E Ink Demos New Displays, Gadgets At IFA 2011
An anonymous reader writes "E Ink turned up at IFA 2011 with its Triton color e-paper, which has exactly the same properties as the monochrome version found in the Kindle (two-month battery life, no power use when viewing a page, as readable as a sheet of paper) while adding 4,096 colors. We also get to see the E Ink watch, signage, cellphone and USB stick displays, and the latest glass-less e-paper inside a credit card. E Ink hopes to use the new plastic substrate in future e-readers, meaning they will be thinner, lighter, and more shatterproof than those that ship today."
The one distinctive feature of children's books is the thick cardboard cover and thick pages, because children aren't exactly known for their carefulness.
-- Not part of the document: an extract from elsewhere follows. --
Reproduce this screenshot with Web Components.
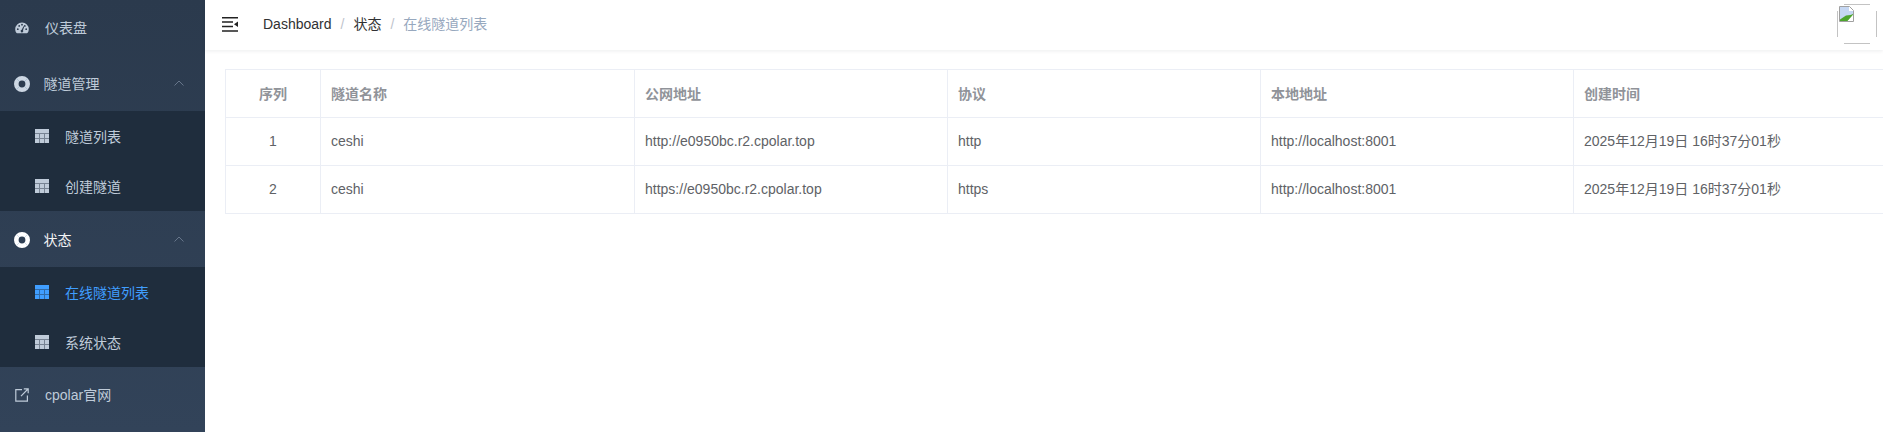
<!DOCTYPE html>
<html lang="zh">
<head>
<meta charset="utf-8">
<title>在线隧道列表</title>
<style>
    html, body {
        margin: 0;
        height: 100%;
        overflow: hidden;
        background: #fff;
        font-family: "Liberation Sans", "Noto Sans CJK SC", sans-serif;
        font-size: 14px;
    }
</style>
</head>
<body>
<app-shell>
    <side-bar slot="side">
        <side-item icon="gauge" first>仪表盘</side-item>
        <side-group label="隧道管理">
            <side-item icon="table" sub>隧道列表</side-item>
            <side-item icon="table" sub>创建隧道</side-item>
        </side-group>
        <side-group label="状态" current>
            <side-item icon="table" sub active>在线隧道列表</side-item>
            <side-item icon="table" sub>系统状态</side-item>
        </side-group>
        <side-item icon="link">cpolar官网</side-item>
    </side-bar>
    <top-bar slot="top"></top-bar>
    <tunnel-table></tunnel-table>
</app-shell>

<script>
const ICONS = {
    gauge: `<svg width="14" height="12" viewBox="0 0 14 12"><path fill="currentColor" fill-rule="evenodd" d="M7 .5a6.7 6.7 0 0 1 6.8 6.7c0 1.400-.4 2.600-1.100 3.600-.2.300-.4.400-.7.400H2c-.3 0-.5-.1-.7-.4A6.400 6.400 0 0 1 .2 7.200 6.700 6.700 0 0 1 7 .5zM2.800 6.300a.9.900 0 1 0 0 1.800.9.900 0 0 0 0-1.800zM4.200 3a.9.900 0 1 0 0 1.800.9.900 0 0 0 0-1.800zM7 1.800A.9.900 0 1 0 7 3.600.9.900 0 0 0 7 1.800zM9.800 3a.9.900 0 1 0 0 1.800.9.900 0 0 0 0-1.800zm1.400 3.300a.9.900 0 1 0 0 1.800.9.900 0 0 0 0-1.800zM8.500 4.200 6.700 7.800a1.300 1.300 0 1 0 1.300.5l1.300-3.800z"/></svg>`,
    buoy: `<svg width="16" height="16" viewBox="0 0 16 16"><path fill="currentColor" fill-rule="evenodd" d="M8 0a8 8 0 1 1 0 16A8 8 0 0 1 8 0zm0 4.600a3.400 3.400 0 1 0 0 6.800 3.400 3.400 0 0 0 0-6.800z"/><path fill="none" stroke="#5f86ad" stroke-opacity=".35" stroke-width=".8" d="M2.300 2.300 5.700 5.700M13.700 2.300 10.300 5.700M2.300 13.700 5.700 10.300M13.700 13.700 10.300 10.300"/></svg>`,
    table: `<svg width="14" height="14" viewBox="0 0 14 14"><path fill="currentColor" d="M0 0h14v14H0z"/><path fill="#1f2d3d" opacity=".45" d="M0 4h14v1H0zM0 9h14v1H0zM4 5h1v9H4zM9 5h1v9H9z"/></svg>`,
    link: `<svg width="14" height="14" viewBox="0 0 14 14" fill="none" stroke="currentColor" stroke-width="1.200"><path d="M7 1.600H.8v11.600h11.600V7.500M6 8.200 13 1M8.800.8h4.400v4.400"/></svg>`
};

class AppShell extends HTMLElement {
    constructor() {
        super();
        this.attachShadow({ mode: 'open' });
        this.shadowRoot.innerHTML = `
            <style>
                :host {
                    display: grid;
                    grid-template-columns: 205px 1fr;
                    grid-template-rows: 50px 1fr;
                    height: 432px;
                    overflow: hidden;
                }
                ::slotted([slot="side"]) {
                    grid-row: 1 / 3;
                }
                main {
                    min-width: 0;
                    padding: 19px 0 0 20px;
                    overflow: hidden;
                }
            </style>
            <slot name="side"></slot>
            <slot name="top"></slot>
            <main><slot></slot></main>
        `;
    }
}

class SideBar extends HTMLElement {
    constructor() {
        super();
        this.attachShadow({ mode: 'open' });
        this.shadowRoot.innerHTML = `
            <style>
                :host {
                    display: block;
                    background: linear-gradient(#2b3a4d, #324359);
                    overflow: hidden;
                    line-height: 20px;
                }
            </style>
            <slot></slot>
        `;
    }
}

class SideItem extends HTMLElement {
    constructor() {
        super();
        this.attachShadow({ mode: 'open' });
    }

    connectedCallback() {
        const sub = this.hasAttribute('sub');
        const active = this.hasAttribute('active');
        const height = sub ? 50 : this.hasAttribute('first') ? 55 : 56;
        this.shadowRoot.innerHTML = `
            <style>
                :host {
                    display: flex;
                    align-items: center;
                    box-sizing: border-box;
                    height: ${height}px;
                    padding-left: ${sub ? 35 : 15}px;
                    color: ${active ? '#409eff' : '#bfcbd9'};
                    background: ${sub ? '#1f2d3d' : 'transparent'};
                    font-size: 14px;
                }
                .icon {
                    display: flex;
                    justify-content: center;
                    width: 14px;
                    margin-right: 16px;
                }
                .text {
                    padding-top: ${sub ? 2 : 0}px;
                }
            </style>
            <span class="icon">${ICONS[this.getAttribute('icon')]}</span>
            <span class="text"><slot></slot></span>
        `;
    }
}

class SideGroup extends HTMLElement {
    constructor() {
        super();
        this.attachShadow({ mode: 'open' });
    }

    connectedCallback() {
        const current = this.hasAttribute('current');
        this.shadowRoot.innerHTML = `
            <style>
                :host {
                    display: block;
                }
                .head {
                    display: flex;
                    align-items: center;
                    box-sizing: border-box;
                    height: 56px;
                    padding: 2px 0 0 14px;
                    color: ${current ? '#f4f4f5' : '#bfcbd9'};
                    font-size: 14px;
                }
                .icon {
                    display: flex;
                    color: ${current ? '#fff' : '#cdd7e3'};
                    margin-right: 13.500px;
                }
                .arrow {
                    margin: 0 21px 2px auto;
                    display: flex;
                    color: #66758a;
                }
            </style>
            <div class="head">
                <span class="icon">${ICONS.buoy}</span>
                <span>${this.getAttribute('label')}</span>
                <span class="arrow"><svg width="10" height="6" viewBox="0 0 10 6" fill="none" stroke="currentColor" stroke-width="1"><path d="M.5 5.500 5 1l4.500 4.500"/></svg></span>
            </div>
            <slot></slot>
        `;
    }
}

class TopBar extends HTMLElement {
    constructor() {
        super();
        this.attachShadow({ mode: 'open' });
        this.shadowRoot.innerHTML = `
            <style>
                :host {
                    display: flex;
                    align-items: center;
                    box-sizing: border-box;
                    height: 50px;
                    padding-bottom: 2px;
                    box-shadow: 0 1px 4px rgba(0, 21, 41, 0.08);
                    position: relative;
                    font-size: 14px;
                }
                .fold {
                    display: flex;
                    margin: 0 25px 0 17px;
                }
                nav {
                    display: flex;
                    line-height: 20px;
                    color: #303133;
                }
                .sep {
                    margin: 0 9px;
                    color: #c0c4cc;
                }
                .last {
                    color: #97a8be;
                }
                .avatar {
                    display: block;
                    margin: 0 6px 0 auto;
                }
            </style>
            <span class="fold">
                <svg width="16" height="15" viewBox="0 0 16 15"><path fill="#222" d="M0 0h16v1.500H0zM0 4.300h11v1.400H0zM0 8.800h11v1.400H0zM0 13.200h16v1.500H0zM16 4.500v5.500l-4-2.700z"/></svg>
            </span>
            <nav>
                <span>Dashboard</span><span class="sep">/</span>
                <span>状态</span><span class="sep">/</span>
                <span class="last">在线隧道列表</span>
            </nav>
            <svg class="avatar" width="40" height="40" viewBox="0 0 40 40" fill="none">
                <path stroke="#c3c3c3" d="M7 .500h26M39.500 7v26M33 39.500H7M.500 33V7"/>
                <path fill="#fff" d="M1 1h18v18H1z"/>
                <path fill="#fff" stroke="#a0a0a0" d="M2.500 2.500h10l4 4v11h-14z"/>
                <path fill="#c5d7f3" d="M3 3h9v4h4v3H3z"/>
                <path fill="#c5d7f3" d="M3 10h13l-4 2-5 2-4 2z"/>
                <path fill="#4ea52e" d="M3 17v-1.500l6-4 4.500-.5L16 10v1l-5 6z"/>
                <path fill="#fff" d="M10.500 17l5.500-6v2l-3.500 4z"/>
            </svg>
        `;
    }
}

const TUNNELS = [
    { name: 'ceshi', url: 'http://e0950bc.r2.cpolar.top', proto: 'http', addr: 'http://localhost:8001', time: '2025年12月19日 16时37分01秒' },
    { name: 'ceshi', url: 'https://e0950bc.r2.cpolar.top', proto: 'https', addr: 'http://localhost:8001', time: '2025年12月19日 16时37分01秒' }
];

class TunnelTable extends HTMLElement {
    constructor() {
        super();
        this.attachShadow({ mode: 'open' });
    }

    connectedCallback() {
        const rows = TUNNELS.map((t, i) => `
            <tr>
                <td class="num">${i + 1}</td>
                <td>${t.name}</td>
                <td>${t.url}</td>
                <td>${t.proto}</td>
                <td>${t.addr}</td>
                <td>${t.time}</td>
            </tr>`).join('');
        this.shadowRoot.innerHTML = `
            <style>
                :host {
                    display: block;
                    width: 1662px;
                }
                table {
                    width: 100%;
                    table-layout: fixed;
                    border-collapse: separate;
                    border-spacing: 0;
                    border-top: 1px solid #ebeef5;
                    border-left: 1px solid #ebeef5;
                    font-size: 14px;
                    line-height: 20px;
                    color: #606266;
                }
                th, td {
                    height: 45px;
                    padding: 0 10px 2px;
                    box-sizing: content-box;
                    text-align: left;
                    border-right: 1px solid #ebeef5;
                    border-bottom: 1px solid #ebeef5;
                    white-space: nowrap;
                }
                th {
                    height: 47px;
                    padding-bottom: 0;
                    color: #909399;
                    font-weight: bold;
                }
                .num {
                    text-align: center;
                }
            </style>
            <table>
                <colgroup>
                    <col style="width:95px"><col style="width:314px"><col style="width:313px"><col style="width:313px"><col style="width:313px"><col style="width:313px">
                </colgroup>
                <thead>
                    <tr>
                        <th class="num">序列</th>
                        <th>隧道名称</th>
                        <th>公网地址</th>
                        <th>协议</th>
                        <th>本地地址</th>
                        <th>创建时间</th>
                    </tr>
                </thead>
                <tbody>${rows}</tbody>
            </table>
        `;
    }
}

customElements.define('app-shell', AppShell);
customElements.define('side-bar', SideBar);
customElements.define('side-item', SideItem);
customElements.define('side-group', SideGroup);
customElements.define('top-bar', TopBar);
customElements.define('tunnel-table', TunnelTable);
</script>
</body>
</html>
I'm not sure how a E-ink device would fare after a few months of being aggressively fingered, scratched, thrown, banged, sat and vomited upon, especially considering that, unlike a real book that would be used occasionally and then shelved, an e-book would used all the time, precisely because it can display any book.
"A door is what a dog is perpetually on the wrong side of" - Ogden Nash
I say "wallpaper". Really, how awesome would that be!
I'm reading a book on my Kindle that has notes at the end of each chapter. By the time I get to them I want to look back and reread the passage they refer to - easy in a real book, but very laborious in an e-book. ... Along with its indifference to book design of course...
You reckon? I always hated the end-notes in a book, even a real one.
I can understand that layout-ing a book for press-printing is much cheaper if relying on end-notes instead of footnotes, but with now the ubiquitous use of the computer in "desktop publishing" this should not be an excuse (at most, I can accept the idea of relying on endnotes if the notes themselves have a large extent).
But end-notes in an ebook without back-referencing? Good God, the publisher of such books must be to lowest type $crooges, with the only motivation of staying in business being to punish everyone that need or love to read a(n e) book.
My point: don't blame the eBook reader, but the publisher of such monstrous mutilation of the ebook.
Questions raise, answers kill. Raise questions to stay alive.